Well. That went off the rails in surprising order, now didn’t it? Guess we got some shop talk in, but hell. I was aiming for abstract poetry and bullseyed redundant word salad.

And damn it, I told myself that I wasn’t going to rush in here and cover over that eulogy so quickly today. The one time I manage to hold it together and write something linear, concise and with only a justifiable amount of profanity; it should get to linger at the top of the page longer than a (very short) overnight. But what can I do? Sleepers gonna sleep; bloggers gonna blog.

I told myself that I should hover and write in the background today, if I couldn’t help it — nothing wrong with honing some stuff in Drafts, so that it’s eventually maybe a little better than this. I like the ones that linger and morph and grow strange new fruit when I hold onto them for a few days or weeks. Ah well.

I’m thinking that innocent civilians might be stopping by, linked in from polite society {I think he means Facebook. LOL. – Ed.}, to see that one thing I wrote that wasn’t a steaming trainwreck; nice old ladies. Which is fine, but then if they scroll up or down a little, holy god get me out of here. “I wonder what broke his brain so bad?, they’ll ask their daughters (my former high school friends) on next weekend’s obligatory phone call. Like I said, the Web is basically a harbinger of our endgame. As we (the sane, rational half of us, anyways) have so recently discovered — and to our collective peril — everything is basically one click away from everything else, now. Beauty from madness, joy from sadness. It is the way of the world. I can’t be blamed too much for that.

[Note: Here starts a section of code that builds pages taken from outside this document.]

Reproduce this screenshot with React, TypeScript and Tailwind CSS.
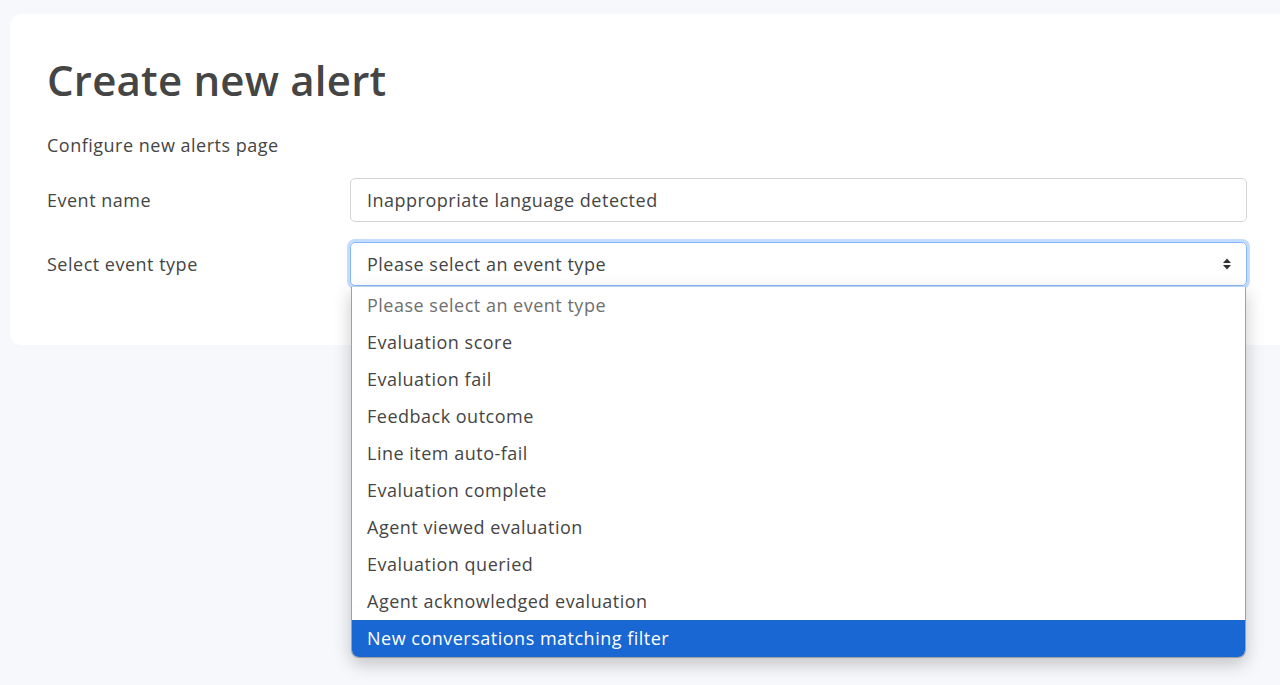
import React from "react";

const eventTypes = [
  "Please select an event type",
  "Evaluation score",
  "Evaluation fail",
  "Feedback outcome",
  "Line item auto-fail",
  "Evaluation complete",
  "Agent viewed evaluation",
  "Evaluation queried",
  "Agent acknowledged evaluation",
  "New conversations matching filter",
];

const font = { fontFamily: '"Open Sans", "Liberation Sans", sans-serif' };

export default function App() {
  const selected = eventTypes.length - 1;

  return (
    <div className="min-h-screen bg-[#f7f8fc] pt-[14px] pl-[10px]" style={font}>
      <div className="bg-white rounded-l-[12px] h-[331px] pl-[37px] pr-[33px] pt-[40px] text-[#454545]">
        <h1 className="text-[42px] leading-[52px] font-semibold tracking-[0.2px]">
          Create new alert
        </h1>

        <p className="mt-[27px] text-[18px] leading-[24px] tracking-[0.5px]">Configure new alerts page</p>

        <div className="mt-[21px] flex flex-col gap-[20px] text-[18px] tracking-[0.5px]">
          {/* event name */}
          <div className="flex items-center">
            <label className="w-[303px]">Event name</label>
            <div className="flex-1 h-[44px] flex items-center px-[16px] border border-[#d5d5d5] rounded-[5px]">
              Inappropriate language detected
            </div>
          </div>

          {/* event type */}
          <div className="flex items-center">
            <label className="w-[303px]">Select event type</label>
            <div className="relative flex-1">
              <div className="h-[44px] flex items-center justify-between px-[16px] border border-[#86b7fe] rounded-[5px] ring-[3px] ring-[#c4dcfd]">
                <span>Please select an event type</span>
                <svg width="10" height="14" viewBox="0 0 10 14" className="mr-[-2px]">
                  <path d="M1 6 L5 1.5 L9 6 Z" fill="#333" />
                  <path d="M1 8 L5 12.5 L9 8 Z" fill="#333" />
                </svg>
              </div>

              {/* dropdown */}
              <ul className="absolute left-[1px] right-[1px] top-[45px] z-10 bg-white border border-[#a0a0a0] border-t-0 rounded-b-[8px] overflow-hidden shadow-[0_6px_18px_rgba(0,0,0,0.22)]">
                {eventTypes.map((item, idx) => (
                  <li
                    key={idx}
                    className={
                      idx === selected
                        ? "h-[37px] flex items-center px-[15px] bg-[#1967d2] text-white"
                        : idx === 0
                        ? "h-[37px] flex items-center px-[15px] text-[#6f6f6f]"
                        : "h-[37px] flex items-center px-[15px] text-[#454545]"
                    }
                  >
                    {item}
                  </li>
                ))}
              </ul>
            </div>
          </div>
        </div>
      </div>
    </div>
  );
}
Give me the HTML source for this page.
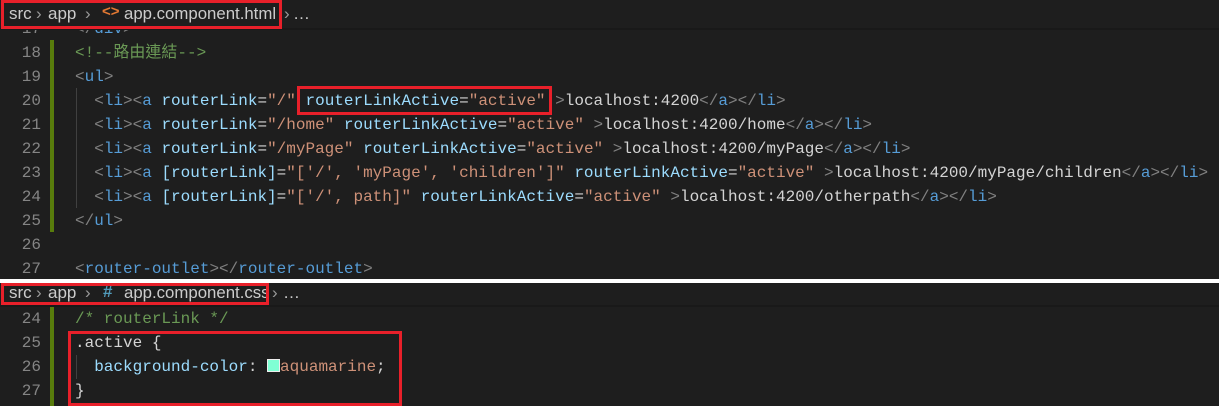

I’m unreliable these days.

[Bonus points for working in “peril”. That one’s for you, Adam. And I bet Dart would have liked it.]

“So it goes.”

That’s KV. Maybe the best line ever written in English.

“Maybe we got lost in translation, maybe I asked for too much, and maybe this thing was a masterpiece, ’til you tore it all up. It was rare, I was there, I remember it all too well.”